The Swedish Navy had been created in the sixteenth century as a defensive force against invasion and blockade and as an offensive force for power projection in the Baltic. From the late seventeenth century it was primarily seen as a defence of the Swedish empire. It had to be able to control the sea lines of communication within the Baltic empire in order to provide quick reinforcements and supply to Swedish provinces and garrisons threatened by sudden attack. One cornerstone of this mobilisation system was the unusual way of manning the navy which remained unchanged up to the advent of steam. Apart from a permanent core of experienced seamen and trained gunners, most of the naval manpower was recruited from the coastal provinces close to Karlskrona. They had to provide the navy with (voluntarily recruited) men who might turn up at short notice in case of an emergency. Most of these men were not experienced seamen (although the navy gave them some training) and they were probably better gun-crews than top-sail men but they gave the Swedish Navy the most rapid mobilisation system in Europe. The same system was used for the oared flotillas based in Stockholm and Sveaborg. There was no system for recruiting or conscripting seamen from the mercantile marine. In spite of that it grew into one of the largest in Europe during the eighteenth century.

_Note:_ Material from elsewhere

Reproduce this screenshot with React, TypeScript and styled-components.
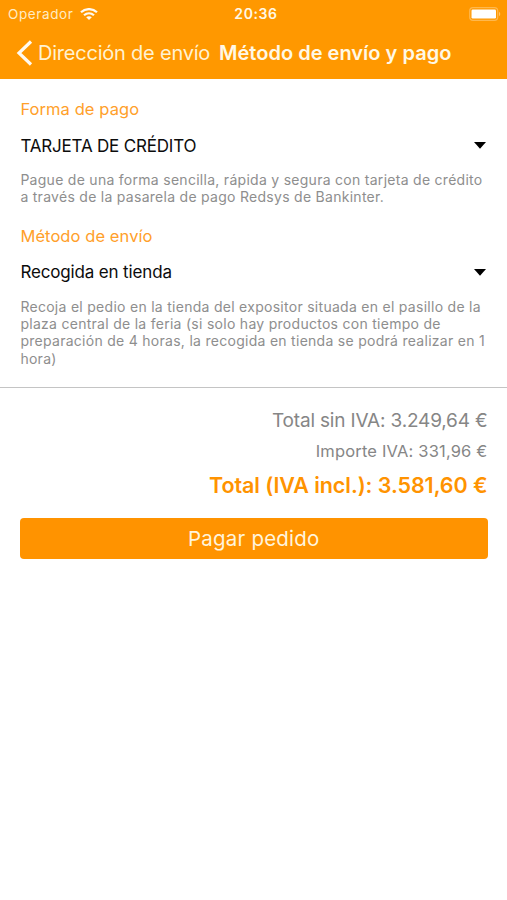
import React from 'react';
import styled, { createGlobalStyle } from 'styled-components';

const ORANGE = '#ff9800';
const DEEP_ORANGE = '#ff9300';

const GlobalStyle = createGlobalStyle`
  * { box-sizing: border-box; }
  html, body { margin: 0; background: #fff; }
  body { font-family: Inter, "Liberation Sans", sans-serif; }
`;

const Screen = styled.div`
  display: flex;
  flex-direction: column;
  min-height: 900px;
  background: #fff;
`;

const Header = styled.header`
  height: 79px;
  background: ${ORANGE};
  color: #fff8e6;
`;

const StatusBar = styled.div`
  display: grid;
  grid-template-columns: 1fr auto 1fr;
  align-items: center;
  height: 27px;
  padding: 0 6px 0 8px;
  font-size: 13.5px;
  line-height: 28px;
`;

const Carrier = styled.div`
  display: flex;
  align-items: center;
  gap: 6px;
  letter-spacing: 0.62px;
  color: #ffecc4;
`;

const Clock = styled.div`
  padding-left: 3px;
  font-size: 14px;
  font-weight: 600;
  letter-spacing: 0.6px;
`;

const BatterySlot = styled.div`
  display: flex;
  justify-content: flex-end;
`;

const NavBar = styled.nav`
  display: flex;
  align-items: center;
  height: 52px;
  padding-left: 16px;
  font-size: 20px;
  line-height: 52px;
  white-space: nowrap;
`;

const BackButton = styled.button`
  display: flex;
  align-items: center;
  gap: 5px;
  width: 203px;
  padding: 0;
  border: 0;
  background: none;
  color: #fff2d2;
  font: inherit;
  letter-spacing: -0.22px;
`;

const Title = styled.h1`
  margin: 0;
  font-size: 20px;
  font-weight: 600;
  letter-spacing: 0.02px;
`;

const Form = styled.main`
  display: flex;
  flex-direction: column;
  gap: 19.9px;
  height: 309px;
  padding: 20px 20px 0 20.4px;
  border-bottom: 1px solid #c4c4c4;
`;

const Label = styled.h2`
  margin: 0 0 16.8px;
  color: #ffa02a;
  font-size: 16.5px;
  font-weight: 400;
  line-height: 20px;
  letter-spacing: 0.08px;
`;

const Select = styled.div<{ $tracking: number }>`
  display: flex;
  align-items: center;
  justify-content: space-between;
  height: 20px;
  margin-bottom: 15.3px;
  padding-right: 1px;
  color: #0c0c0c;
  font-size: 17px;
  line-height: 20px;
  letter-spacing: ${({ $tracking }) => $tracking}px;
`;

const Description = styled.p`
  margin: 0;
  color: #8e8e8e;
  font-size: 14px;
  line-height: 17.3px;
  letter-spacing: 0.28px;
  white-space: nowrap;
`;

const Summary = styled.section`
  display: flex;
  flex-direction: column;
  padding: 19px 19.5px 0 20px;
  text-align: right;
`;

const Net = styled.div`
  color: #868686;
  font-size: 19px;
  line-height: 28px;
  letter-spacing: -0.17px;
`;

const Tax = styled.div`
  color: #868686;
  margin-top: 2px;
  font-size: 16.5px;
  line-height: 28px;
  letter-spacing: 0.17px;
`;

const Total = styled.div`
  color: ${DEEP_ORANGE};
  margin-top: 3px;
  font-size: 21.5px;
  font-weight: 560;
  line-height: 34px;
  letter-spacing: -0.07px;
`;

const PayButton = styled.button`
  height: 41.5px;
  margin-top: 15.5px;
  padding: 0;
  border: 0;
  border-radius: 4px;
  background: ${DEEP_ORANGE};
  color: #fff4dc;
  font-family: inherit;
  font-size: 20.5px;
  line-height: 41px;
  letter-spacing: 0.2px;
`;

const WifiIcon = () => (
  <svg width="18" height="12" viewBox="0 0 18 12" fill="none" stroke="#fffaf0" strokeWidth="2.200">
    <path d="M1 4.300C5.500 0 12.500 0 17 4.300" />
    <path d="M4 7.300C7 4.600 11 4.600 14 7.300" />
    <path d="M9 12 6.200 9.200C7.800 7.800 10.200 7.800 11.800 9.200Z" fill="#fffaf0" stroke="none" />
  </svg>
);

const BatteryIcon = () => (
  <svg width="32" height="14" viewBox="0 0 32 14">
    <rect x="0.700" y="0.700" width="28" height="12.600" rx="3.300" fill="none" stroke="#ffb84d" strokeWidth="1.200" />
    <rect x="2.500" y="2.500" width="24.500" height="9" rx="1.200" fill="#fff" />
    <path d="M30 4.800C31.700 5.500 31.700 8.500 30 9.200Z" fill="#ffc469" />
  </svg>
);

const BackIcon = () => (
  <svg width="17" height="28" viewBox="0 0 17 28" fill="none" stroke="#fffaf0" strokeWidth="3.200">
    <path d="M15 2.500 3 14 15 25.500" />
  </svg>
);

const Caret = () => (
  <svg width="12" height="7" viewBox="0 0 12 7">
    <path d="M0 0H12L6 6.700Z" fill="#000" />
  </svg>
);

export default function App() {
  return (
    <Screen>
      <GlobalStyle />
      <Header>
        <StatusBar>
          <Carrier>Operador <WifiIcon /></Carrier>
          <Clock>20:36</Clock>
          <BatterySlot><BatteryIcon /></BatterySlot>
        </StatusBar>
        <NavBar>
          <BackButton><BackIcon />Dirección de envío</BackButton>
          <Title>Método de envío y pago</Title>
        </NavBar>
      </Header>
      <Form>
        <div>
          <Label>Forma de pago</Label>
          <Select $tracking={-0.19}>TARJETA DE CRÉDITO<Caret /></Select>
          <Description>
            Pague de una forma sencilla, rápida y segura con tarjeta de crédito<br />
            a través de la pasarela de pago Redsys de Bankinter.
          </Description>
        </div>
        <div>
          <Label>Método de envío</Label>
          <Select $tracking={-0.15}>Recogida en tienda<Caret /></Select>
          <Description>
            Recoja el pedio en la tienda del expositor situada en el pasillo de la<br />
            plaza central de la feria (si solo hay productos con tiempo de<br />
            preparación de 4 horas, la recogida en tienda se podrá realizar en 1<br />
            hora)
          </Description>
        </div>
      </Form>
      <Summary>
        <Net>Total sin IVA: 3.249,64 €</Net>
        <Tax>Importe IVA: 331,96 €</Tax>
        <Total>Total (IVA incl.): 3.581,60 €</Total>
        <PayButton>Pagar pedido</PayButton>
      </Summary>
    </Screen>
  );
}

The Swedish Navy emerged from the Great War of 1700-21 seriously weakened. Materially, it recovered in the 1730s, but the Swedish government and armed forces failed to readjust to the new strategic conditions. The navy still regarded Denmark-Norway as the main enemy and plans for army-navy cooperation were inadequate. A considerable galley fleet had been created in the 1710s and it was maintained in Stockholm and Gothenburg after the war but, mentally, the navy had not adapted to the fact that it had an important role to play in amphibious warfare. The war with Russia of 1741-43 revealed these weaknesses. Close strategic and even tactical coordination of the battle fleet, the archipelago fleet and the army had again proved to be the key to Russian victory in Finland. The lesson was there to be learned by Sweden.
After the war a determined effort was made to create a large oared flotilla. During the political crisis around Sweden in the late 1740s no fewer than 44 galleys were built and the fortress base of Sveaborg (Suomenlinna) was founded outside Helsinki. Sweden now had enough oared craft to equal the Russians in archipelagic warfare, even when the eastern neighbour was at a high degree of readiness. In practice, the new large oared force meant that a considerable part of the Swedish Army should serve at sea and in the archipelagos during wars. Gradually innovative efforts, from 1760 led by the naval architect Frederick Henrik af Chapman, created new and more efficient types of oared vessels, primarily gunboats. The archipelago fleet was formally transferred to the army from 1756 but in practice it became a third armed force. The development of Sveaborg provided it with an adequate base close to the main operational area. The war of 1788-90 showed that the reforms had worked.
The Swedish battle fleet was maintained at a very even level (23-25 battleships) from the 1730s to 1790. Most battleships were built with well-seasoned timber and high-quality iron and enjoyed very long lives, usually with a mid-life great repair. The high age of many ships has often been misinterpreted as a sign of neglect. Actually, the battle fleet was kept in a high or at least adequate state of readiness during most of the eighteenth century. 16 Together with the archipelago fleet and the Sveaborg fortress it was also regarded as an important asset in Sweden’s efforts to get foreign subsidies to its armed forces, forces which were very large for a small and not very rich nation. During the eighteenth century, France became the most important supplier of finance and, at least in the 1770s and 1780s, this was primarily spent on the navy. After the severe losses against Russia in 1790 it was planned to rebuild the navy to a force of around 20 battleships with the help of new subsidies, but the times had changed and no Great Power had any interest in creating a strong Swedish battle fleet. During the Napoleonic Wars, Great Britain paid subsidies to Sweden but the British were mainly interested in keeping the Swedish Army in shape for Continental warfare. The Swedish battle fleet had to be maintained at a level of around a dozen units and the oared flotilla (cheap to maintain in peacetime) became a relatively more important part of the naval forces. The two navies had by now begun to fight about limited resources, a fight that would be an important part of Swedish naval policy-making for much of the nineteenth century.
The loss of Finland during the war of 1808-09 again changed the Swedish naval strategy. Sweden had now to cope with a situation where defence against sea-borne invasion from a power with a superior battle fleet was the most likely threat. The union with Norway did not change the basic strategic situation as the Norwegian parliament was not willing to recreate even a small part of the powerful battle fleet which Norway until recently had shared with Denmark. Gradually, Sweden- Norway opted for a cautious policy of non-alignment and neutrality. As events during the war period 1801-14 had shown, Scandinavia was now placed between the two superpowers Great Britain and Russia, and this was to mold strategic thinking in the Baltic for much of the nineteenth century.